The guests included people who have touched my life in various ways. There was the former spiritual leader, whom we would rather not have seen but we had to greet, nonetheless. And a person I once called a friend, but no longer do. There were good friends, bereft because of their own betrayal by others in the community. And also my dear friend, mourning the loss of her father. I began to get a headache—such a cacophony of emotions. We mingled, ate, drank, drifted into conversation, and drifted out.

Perhaps because I am a counselor and people share intimately with me, I felt as if I knew of a great many tears behind the smiles. I don't like cocktail party talk. It bores me. I would rather speak intimately and openly than in platitudes and "good to see yous.” Emotions were raw. Everyone looked brittle, as if they could crack. For a while I sat with my mourning friend, as the music played in the background.

Soon we were called to the chuppah. We sat down. The grooms parents came with their son—the bride with her parents. They left her midway, and the groom went to meet her, covering her face with the veil. They walked, hand in hand, to the chuppah and we were all laughing, crying, hugging, and shouting.

The familiar words were spoken.

"Do you have a ring? Did you buy it with your own money?"

"You are consecrated unto me according to the laws of Moses"

"If I forget thee, O Jerusalem..."

The glass was shattered and we screamed, "Mazel tov!" rushing up to embrace the couple. Two of the guests were in wheelchairs and we helped them get situated for the meal that followed.

The music began again and we got up to dance. I danced with my husband, son, and son's wife. My daughter and her fiancé were there, too. We laughed and were happy. My in-laws joined in. We embraced. I danced with my good friend, the mother of the groom. My husband danced with his father. I danced with his sisters. Then we all danced together.

There is tremendous, unbridled joy at Israeli weddings. It signifies an end of childhood, and the entrance to adulthood. It is an indication of God's favor. It provides the parents with a feeling of having satisfied a mission.

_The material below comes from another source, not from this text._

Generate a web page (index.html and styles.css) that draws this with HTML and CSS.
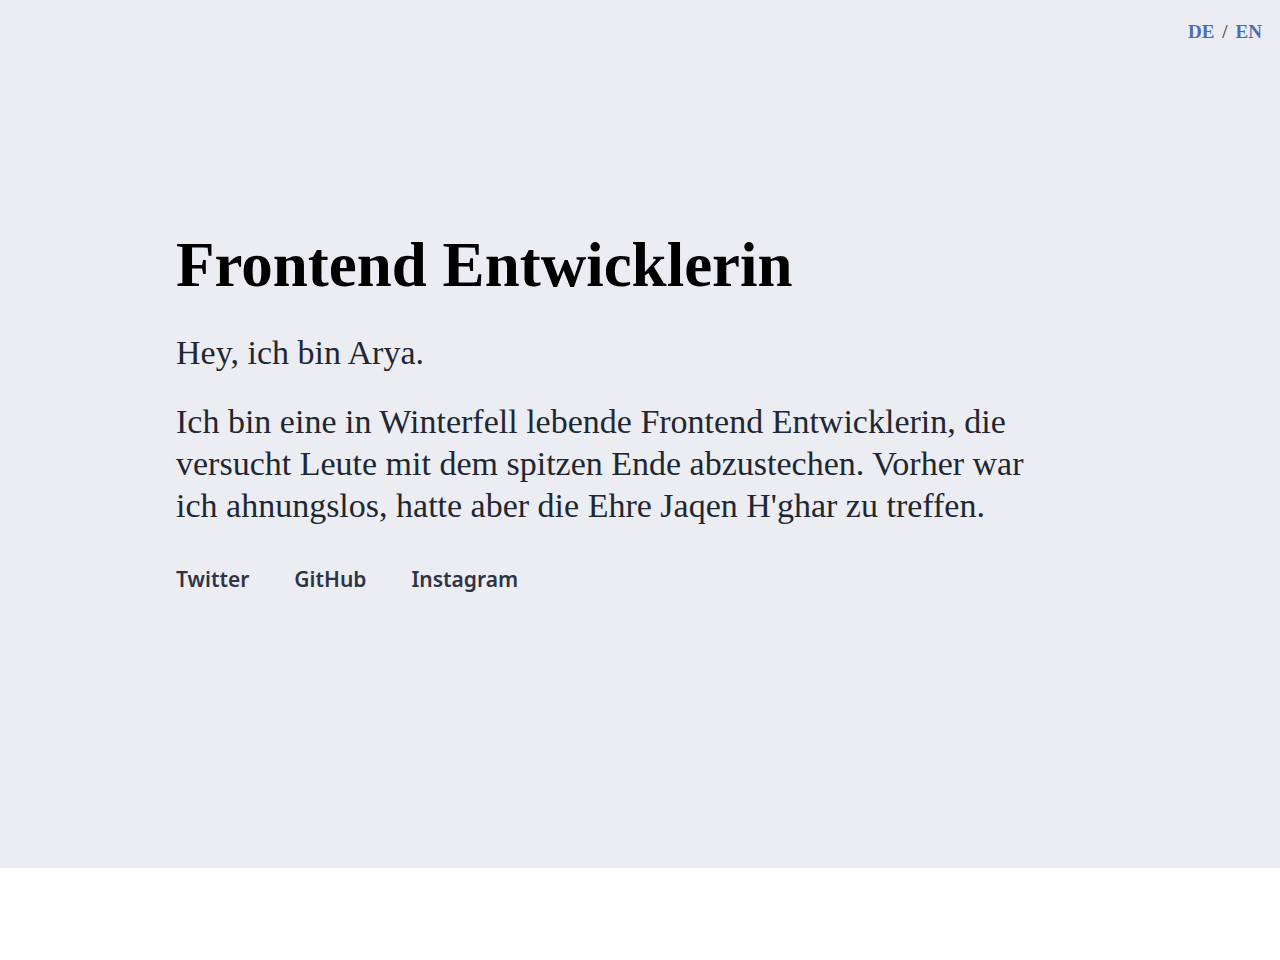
FILE: index.html
```html
<!DOCTYPE html>
<html lang="de">
<head>
<meta charset="utf-8">
<title>Arya – Frontend Entwicklerin</title>
<link rel="stylesheet" href="styles.css">
</head>
<body>
<header class="hero">
  <nav class="lang">
    <a href="#" class="lang-link">DE</a>
    <span class="lang-sep">/</span>
    <a href="#" class="lang-link">EN</a>
  </nav>
  <div class="hero-inner">
    <h1 class="title">Frontend Entwicklerin</h1>
    <p class="intro">Hey, ich bin Arya.</p>
    <p class="bio">Ich bin eine in Winterfell lebende Frontend Entwicklerin, die versucht Leute mit dem spitzen Ende abzustechen. Vorher war ich ahnungslos, hatte aber die Ehre Jaqen H'ghar zu treffen.</p>
    <ul class="social">
      <li><a href="#" class="social-link">Twitter</a></li>
      <li><a href="#" class="social-link">GitHub</a></li>
      <li><a href="#" class="social-link">Instagram</a></li>
    </ul>
  </div>
</header>
</body>
</html>
```
FILE: styles.css
```css
* { box-sizing: border-box; }
html, body { margin: 0; padding: 0; }
body {
  background: #ffffff;
  font-family: "Liberation Serif", "Times New Roman", serif;
  color: #1f2733;
}
.hero {
  position: relative;
  height: 868px;
  background: #ebedf2;
  display: flex;
  flex-direction: column;
  justify-content: center;
}
.lang {
  position: absolute;
  top: 20px;
  right: 18px;
  display: flex;
  gap: 8px;
  font-size: 19px;
  font-weight: 700;
  line-height: 24px;
}
.lang-link {
  color: #4a6db5;
  text-decoration: none;
}
.lang-sep {
  color: #1f2733;
  font-weight: 400;
}
.hero-inner {
  width: 928px;
  margin: 0 auto;
  padding-bottom: 46px;
}
.title {
  margin: 0;
  font-size: 63px;
  font-weight: 700;
  line-height: 76px;
  color: #000000;
}
.intro {
  margin: 28px 0 0;
  font-size: 34px;
  line-height: 44px;
}
.bio {
  max-width: 880px;
  margin: 26px 0 0;
  font-size: 34px;
  line-height: 42px;
}
.social {
  list-style: none;
  margin: 36px 0 0;
  padding: 0;
  display: flex;
  gap: 45px;
}
.social-link {
  font-family: "Noto Sans", "Open Sans", sans-serif;
  font-weight: 600;
  font-size: 21px;
  line-height: 32px;
  color: #2e3445;
  text-decoration: none;
}
```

In addition, it is a celebration of life. In this war-torn country, our sons and daughters serve in the army. At a wedding, we celebrate their survival from harsh, often life-threatening danger. They are safe. They are here. Let's dance!

During the traditional prayers at the circumcision of a son, we ask that God will bring him to the wedding canopy, the study of Torah, and to good deeds.

"He who finds a wife finds a good thing, and obtains favor from the Lord." (Proverbs 18:22)

We joined together to bless, to encourage, and to rejoice with the couple. For a brief instant, our grievances and our hurts melted away in the mutually satisfying revelry and camaraderie in our approval of the union. I found myself feeling less defensive and more compassionate, less focused on past hurts and insults and more focused on future blessing.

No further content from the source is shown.